Leave out the pictures and transcribe everything else exactly.
☆ ☆ ☆ ☆
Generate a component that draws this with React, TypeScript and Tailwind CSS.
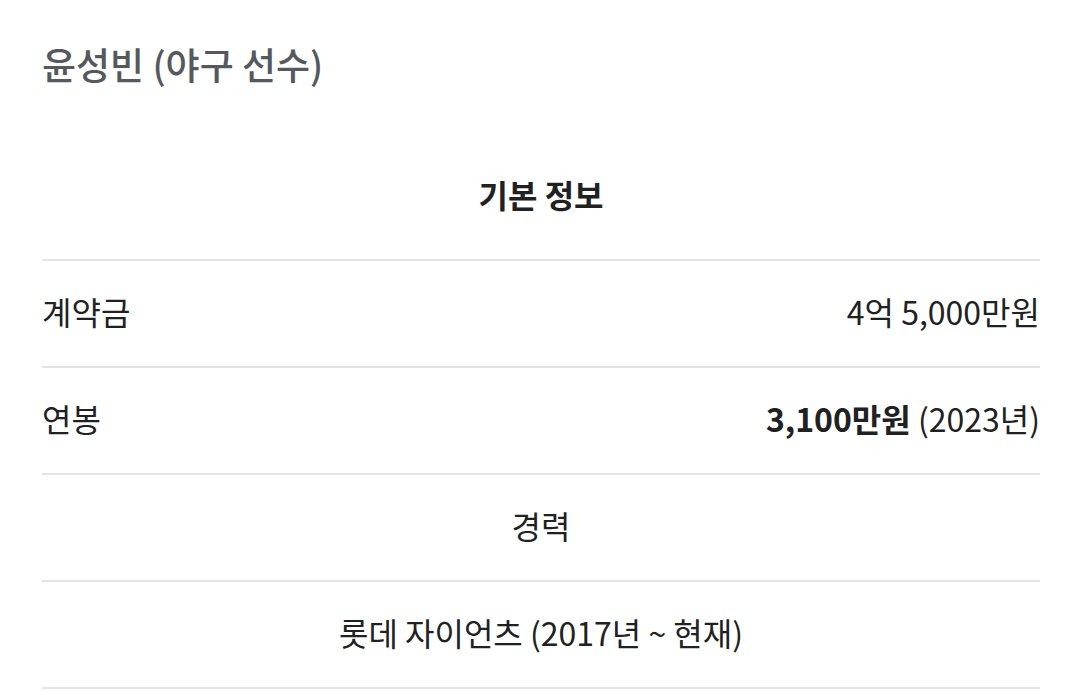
import React from "react";

const font = { fontFamily: '"Noto Sans CJK KR", "Noto Sans", sans-serif' };

export default function App() {
  return (
    <div className="w-[1080px] h-[692px] bg-white overflow-hidden pl-[42px] pr-[40px]" style={font}>
      <h1 className="h-[134px] pt-[40px] text-[37px] leading-[48px] text-[#54595d] font-medium">
        윤성빈 (야구 선수)
      </h1>
      <div className="flex flex-col text-[32px] text-[#202122]">
        <div className="h-[127px] flex items-center justify-center font-bold border-b-2 border-[#e4e4e4] pb-[6px]">
          기본 정보
        </div>
        <div className="h-[107px] flex items-center justify-between border-b-2 border-[#e4e4e4] pb-[6px]">
          <span>계약금</span>
          <span>4억 5,000만원</span>
        </div>
        <div className="h-[107px] flex items-center justify-between border-b-2 border-[#e4e4e4] pb-[6px]">
          <span>연봉</span>
          <span>
            <b className="font-bold">3,100만원</b> (2023년)
          </span>
        </div>
        <div className="h-[107px] flex items-center justify-center border-b-2 border-[#e4e4e4] pb-[6px]">
          경력
        </div>
        <div className="h-[107px] flex items-center justify-center border-b-2 border-[#e4e4e4] pb-[6px]">
          롯데 자이언츠 (2017년 ~ 현재)
        </div>
      </div>
    </div>
  );
}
☆ ☆ ☆ ☆
RESULT FOR THIS EXERCISE:
Generate a component that draws this with React, TypeScript and Tailwind CSS.
import React from "react";

const font = { fontFamily: '"Noto Sans CJK KR", "Noto Sans", sans-serif' };

export default function App() {
  return (
    <div className="w-[1080px] h-[692px] bg-white overflow-hidden pl-[42px] pr-[40px]" style={font}>
      <h1 className="h-[134px] pt-[40px] text-[37px] leading-[48px] text-[#54595d] font-medium">
        윤성빈 (야구 선수)
      </h1>
      <div className="flex flex-col text-[32px] text-[#202122]">
        <div className="h-[127px] flex items-center justify-center font-bold border-b-2 border-[#e4e4e4] pb-[6px]">
          기본 정보
        </div>
        <div className="h-[107px] flex items-center justify-between border-b-2 border-[#e4e4e4] pb-[6px]">
          <span>계약금</span>
          <span>4억 5,000만원</span>
        </div>
        <div className="h-[107px] flex items-center justify-between border-b-2 border-[#e4e4e4] pb-[6px]">
          <span>연봉</span>
          <span>
            <b className="font-bold">3,100만원</b> (2023년)
          </span>
        </div>
        <div className="h-[107px] flex items-center justify-center border-b-2 border-[#e4e4e4] pb-[6px]">
          경력
        </div>
        <div className="h-[107px] flex items-center justify-center border-b-2 border-[#e4e4e4] pb-[6px]">
          롯데 자이언츠 (2017년 ~ 현재)
        </div>
      </div>
    </div>
  );
}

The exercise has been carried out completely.